また、業務用ドローンを利用して、災害等の緊急時対策などで、スムーズに状況確認を実現し、適切な対策がとれるサービスの提供も進めている。
西日本旅客鉄道(株) 和歌山支社では、災害発生時などの現場対応を迅速にするため、VRJのドローンソリューションを導入し、遠隔からのリアルタイム映像共有を実現している。


このように、災害対策企業としての位置づけなどが今後高まっていく可能性もあろう。


c) 第15回新株予約権発行による資金調達
同社は2016年4月15日、中期経営計画に沿って、社会インフラとしてのビジュアルコミュニケーションの事業展開を進めていくに当たって必要な将来の技術や新機能ヘのソフトウェア開発投資及び、同社が持っていない技術や事業を取り込んで成長を加速させるための買収を含む事業提携の資金確保等を目的として、メリルリンチを割当先とする行使価額調整条項付き第15回新株予約権(第三者割当て)による資金調達を行った。


その内容は、新株予約権数3万個、新株予約権1個当たり634円(発行総額19.02百万円)、行使期間:2016年4月18日~2018年4月17日、潜在株式数3,000千株、資金の調達額4,494.02百万円となっている。
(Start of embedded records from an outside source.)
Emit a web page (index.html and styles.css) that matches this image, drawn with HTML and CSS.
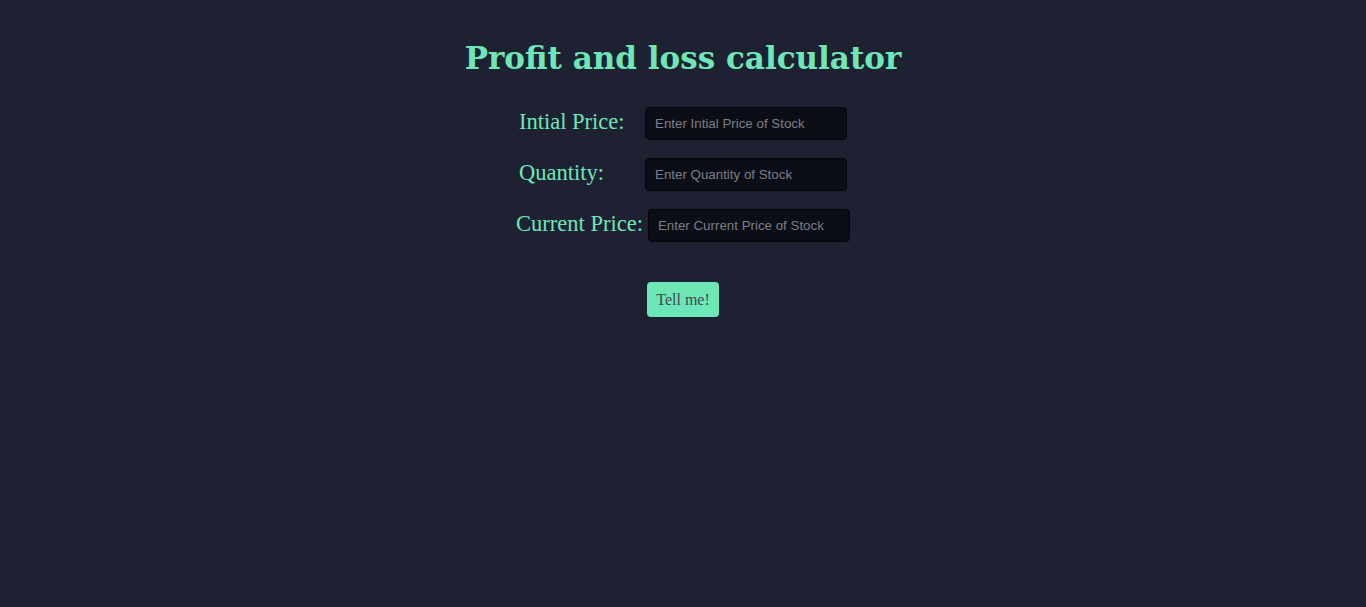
FILE: index.html
```html
<!DOCTYPE html>
<html lang="en">
<head>
<meta charset="utf-8">
<title>Profit and loss calculator</title>
<link rel="stylesheet" href="styles.css">
</head>
<body>
<main class="app">
  <h1 class="title">Profit and loss calculator</h1>
  <div class="row">
    <label class="label" for="ip">Intial Price:</label>
    <input class="field" id="ip" type="number" placeholder="Enter Intial Price of Stock">
  </div>
  <div class="row">
    <label class="label" for="qty">Quantity:</label>
    <input class="field" id="qty" type="number" placeholder="Enter Quantity of Stock">
  </div>
  <div class="row">
    <label class="label" for="cp">Current Price:</label>
    <input class="field" id="cp" type="number" placeholder="Enter Current Price of Stock">
  </div>
  <button class="btn" type="button">Tell me!</button>
</main>
</body>
</html>
```
FILE: styles.css
```css
html, body {
  margin: 0;
  padding: 0;
  background: #1e2132;
  min-height: 100%;
}
body {
  font-family: "DejaVu Serif", "Liberation Serif", serif;
  color: #6ee7b7;
}
.app {
  display: flex;
  flex-direction: column;
  align-items: center;
  padding-top: 36px;
}
.title {
  margin: 0 0 27px;
  font-size: 31px;
  font-weight: bold;
  line-height: 44px;
  color: #6ee7b7;
}
.row {
  display: flex;
  align-items: center;
  gap: 5px;
  margin-bottom: 18px;
}
.label {
  min-width: 121px;
  font-family: "Liberation Serif", "DejaVu Serif", serif;
  font-size: 22.5px;
  line-height: 26px;
  margin-top: -4px;
}
.field {
  box-sizing: border-box;
  width: 202px;
  height: 33px;
  padding: 0 9px;
  background: #0b0e16;
  border: 1px solid #04060a;
  border-radius: 4px;
  color: #ccc;
  font-family: "Liberation Sans", Arial, sans-serif;
  font-size: 13.33px;
  outline: none;
}
.field::placeholder {
  color: #7b7e86;
}
.field::-webkit-outer-spin-button,
.field::-webkit-inner-spin-button {
  -webkit-appearance: none;
  margin: 0;
}
.btn {
  margin-top: 22px;
  width: 72px;
  height: 35px;
  padding: 0;
  background: #6ee7b7;
  color: #3f4a52;
  border: none;
  border-radius: 4px;
  font-family: "Liberation Serif", "DejaVu Serif", serif;
  font-size: 16px;
  cursor: pointer;
}
```
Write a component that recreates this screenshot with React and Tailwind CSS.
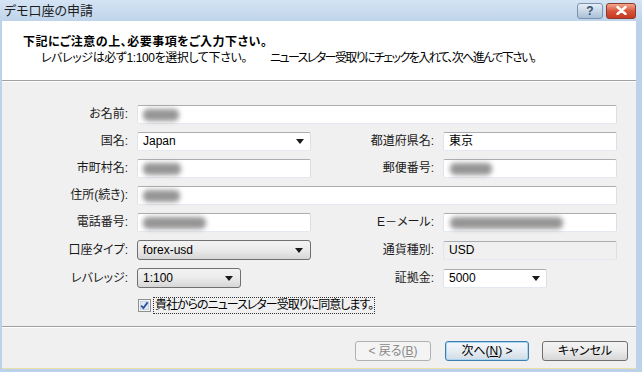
import clsx from "clsx";

const font = "font-['Liberation_Sans','Noto_Sans_CJK_JP',sans-serif] [font-feature-settings:'palt']";

function Blob({ className }) {
  return <div className={clsx("h-[12px] rounded-[5px] bg-[#8a8a8a] blur-[2.5px] opacity-90", className)} />;
}

function Arrow() {
  return (
    <svg width="8" height="5" viewBox="0 0 8 5" className="shrink-0">
      <path d="M0 0h8L4 5z" fill="#1a1a1a" />
    </svg>
  );
}

function TextBox({ className, muted, children }) {
  return (
    <div
      className={clsx(
        "h-[19px] flex items-center pl-[5px] pr-[6px] rounded-[2px] border border-[#abadb3] border-r-[#dbdfe6] border-b-[#e3e9ef] border-l-[#e2e3ea]",
        muted ? "bg-[#f0f0f0]" : "bg-white",
        className
      )}
    >
      {children}
    </div>
  );
}

function WhiteSelect({ className, value }) {
  return (
    <TextBox className={clsx("justify-between", className)}>
      <span>{value}</span>
      <Arrow />
    </TextBox>
  );
}

function GraySelect({ className, value }) {
  return (
    <div
      className={clsx(
        "h-[20px] flex items-center justify-between pl-[5px] pr-[7px] rounded-[3px] border border-[#707070]",
        "bg-gradient-to-b from-[#f3f3f3] via-[#ebebeb] to-[#d6d6d6]",
        className
      )}
    >
      <span>{value}</span>
      <Arrow />
    </div>
  );
}

function Label({ children, className }) {
  return <div className={clsx("text-right pr-[3px] text-[#1a1a1a] shrink-0", className)}>{children}</div>;
}

export default function App() {
  return (
    <div className={clsx("w-[642px] h-[372px] flex flex-col bg-[#bcd2ea] text-[12px] leading-[15px] text-black overflow-hidden", font)}>
      {/* Title bar */}
      <div className="h-[21px] flex items-center bg-gradient-to-b from-[#d5e4f4] to-[#bfd4eb] pl-[4px] pr-[6px]">
        <span className="text-[13px] text-[#1e1e1e]">デモ口座の申請</span>
        <div className="ml-auto flex items-center gap-[3px]">
          <div className="w-[26px] h-[16px] rounded-[3px] border border-[#7d93ad] bg-gradient-to-b from-[#e6eef7] via-[#c9d7e6] to-[#aabfd6] flex items-center justify-center text-[12px] font-bold text-[#34506f] leading-none">
            ?
          </div>
          <div className="w-[30px] h-[16px] rounded-[3px] border border-[#8a3a2e] bg-gradient-to-b from-[#f0a88e] via-[#d8553a] to-[#c7381f] flex items-center justify-center">
            <svg width="11" height="9" viewBox="0 0 11 9">
              <path d="M1.5 1l8 7M9.5 1l-8 7" stroke="#fff" strokeWidth="2.4" strokeLinecap="round" />
            </svg>
          </div>
        </div>
      </div>

      {/* Window body */}
      <div className="flex-1 flex flex-col ml-[2px] mr-[6px] mb-[3px] bg-[#f0f0f0] border-b border-[#e8e0a8]">
        {/* Header */}
        <div className="h-[60px] bg-white border-b border-[#a0a0a0] pl-[21px] pt-[13px]">
          <div className="font-bold text-[12px] leading-[16px] tracking-[0.5px]">下記にご注意の上、必要事項をご入力下さい。</div>
          <div className="flex pl-[18px] leading-[16px]">
            <span className="w-[229px] shrink-0 tracking-[-0.4px]">レバレッジは必ず1:100を選択して下さい。</span>
            <span className="shrink-0 tracking-[-1.6px]">ニュースレター受取りにチェックを入れて、次へ進んで下さい。</span>
          </div>
        </div>

        {/* Form */}
        <div className="flex-1 border-t border-white pt-[23px] flex flex-col gap-[8px]">
          <div className="flex items-center">
            <Label className="w-[129px]">お名前:</Label>
            <TextBox className="ml-[6px] w-[480px]">
              <Blob className="w-[36px]" />
            </TextBox>
          </div>

          <div className="flex items-center">
            <Label className="w-[129px]">国名:</Label>
            <WhiteSelect className="ml-[6px] w-[174px]" value="Japan" />
            <Label className="w-[126px]">都道府県名:</Label>
            <TextBox className="ml-[6px] w-[174px]">
              <span>東京</span>
            </TextBox>
          </div>

          <div className="flex items-center">
            <Label className="w-[129px]">市町村名:</Label>
            <TextBox className="ml-[6px] w-[174px]">
              <Blob className="w-[38px]" />
            </TextBox>
            <Label className="w-[126px]">郵便番号:</Label>
            <TextBox className="ml-[6px] w-[174px]">
              <Blob className="w-[42px] ml-[1px]" />
            </TextBox>
          </div>

          <div className="flex items-center">
            <Label className="w-[129px]">住所(続き):</Label>
            <TextBox className="ml-[6px] w-[480px]">
              <Blob className="w-[37px]" />
            </TextBox>
          </div>

          <div className="flex items-center">
            <Label className="w-[129px]">電話番号:</Label>
            <TextBox className="ml-[6px] w-[174px]">
              <Blob className="w-[63px]" />
            </TextBox>
            <Label className="w-[126px]">E－メール:</Label>
            <TextBox className="ml-[6px] w-[174px]">
              <Blob className="w-[113px] ml-[1px]" />
            </TextBox>
          </div>

          <div className="flex items-center">
            <Label className="w-[129px]">口座タイプ:</Label>
            <GraySelect className="ml-[6px] w-[174px]" value="forex-usd" />
            <Label className="w-[126px]">通貨種別:</Label>
            <TextBox muted className="ml-[6px] w-[174px]">
              <span>USD</span>
            </TextBox>
          </div>

          <div className="flex items-center">
            <Label className="w-[129px]">レバレッジ:</Label>
            <GraySelect className="ml-[6px] w-[104px]" value="1:100" />
            <Label className="w-[196px]">証拠金:</Label>
            <WhiteSelect className="ml-[6px] w-[104px]" value="5000" />
          </div>

          <div className="flex items-center pl-[136px] h-[18px]">
            <svg width="13" height="13" viewBox="0 0 13 13" className="shrink-0">
              <rect x="0.5" y="0.5" width="12" height="12" fill="#f4f4f4" stroke="#8e8f8f" />
              <rect x="2.5" y="2.5" width="8" height="8" fill="#dfe9f5" stroke="#c6d3e2" />
              <path d="M3.2 6.6l2.2 2.4 4.2-5.6" fill="none" stroke="#2e4f9c" strokeWidth="1.8" />
            </svg>
            <span className="ml-[2px] px-[1px] border border-dotted border-[#333] leading-[15px] tracking-[-1px]">
              貴社からのニュースレター受取りに同意します。
            </span>
          </div>
        </div>

        {/* Footer */}
        <div className="h-[42px] border-t border-[#a0a0a0] flex flex-col">
          <div className="flex-1 border-t border-white flex items-start justify-end pt-[13px] pr-[8px] gap-[14px]">
            <div className="h-[20px] w-[76px] rounded-[3px] border border-[#adb2b5] bg-[#f4f4f4] text-[#8a8a8a] flex items-center justify-center">
              &lt; 戻る(<span className="underline">B</span>)
            </div>
            <div className="h-[20px] w-[84px] rounded-[3px] border border-[#3c7fb1] bg-gradient-to-b from-[#f4f8fb] via-[#e6edf3] to-[#d2dbe4] flex items-center justify-center shadow-[inset_0_0_0_1px_#a9d7f3] -mr-[1px]">
              次へ(<span className="underline">N</span>) &gt;
            </div>
            <div className="h-[20px] w-[86px] rounded-[3px] border border-[#707070] bg-gradient-to-b from-[#f3f3f3] via-[#ebebeb] to-[#d6d6d6] flex items-center justify-center">
              キャンセル
            </div>
          </div>
        </div>
      </div>
    </div>
  );
}
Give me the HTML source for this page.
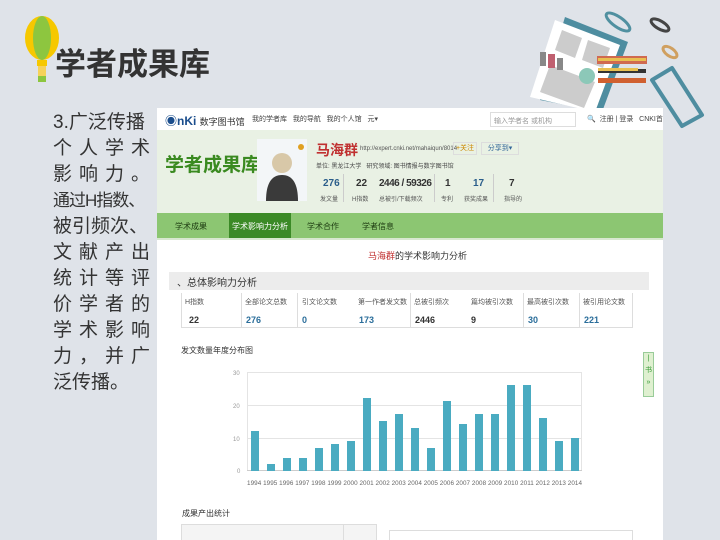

潜在株式数3,000千株の上限行使価額はなく、下限行使価額は1,196円※で、下限行使価額でも潜在株式数は3,000千株と一定であるため、権利行使による希薄化率は15.90%(発行決議日現在の発行済株式総数に対する割合)。
2017年3月末までに440千株が権利行使済(平均行使価格1,212円)で、資金調達額は533.4百万円となっている。


※当初行使価額は1,494円。
ただし行使価額は、本新株予約権の各行使請求の効力発生日の直前取引日の同社普通株式の終値の91%に相当する金額に修正されるが、その価額が下限行使価額を下回る場合には、下限行使価額を修正後の行使価額とする。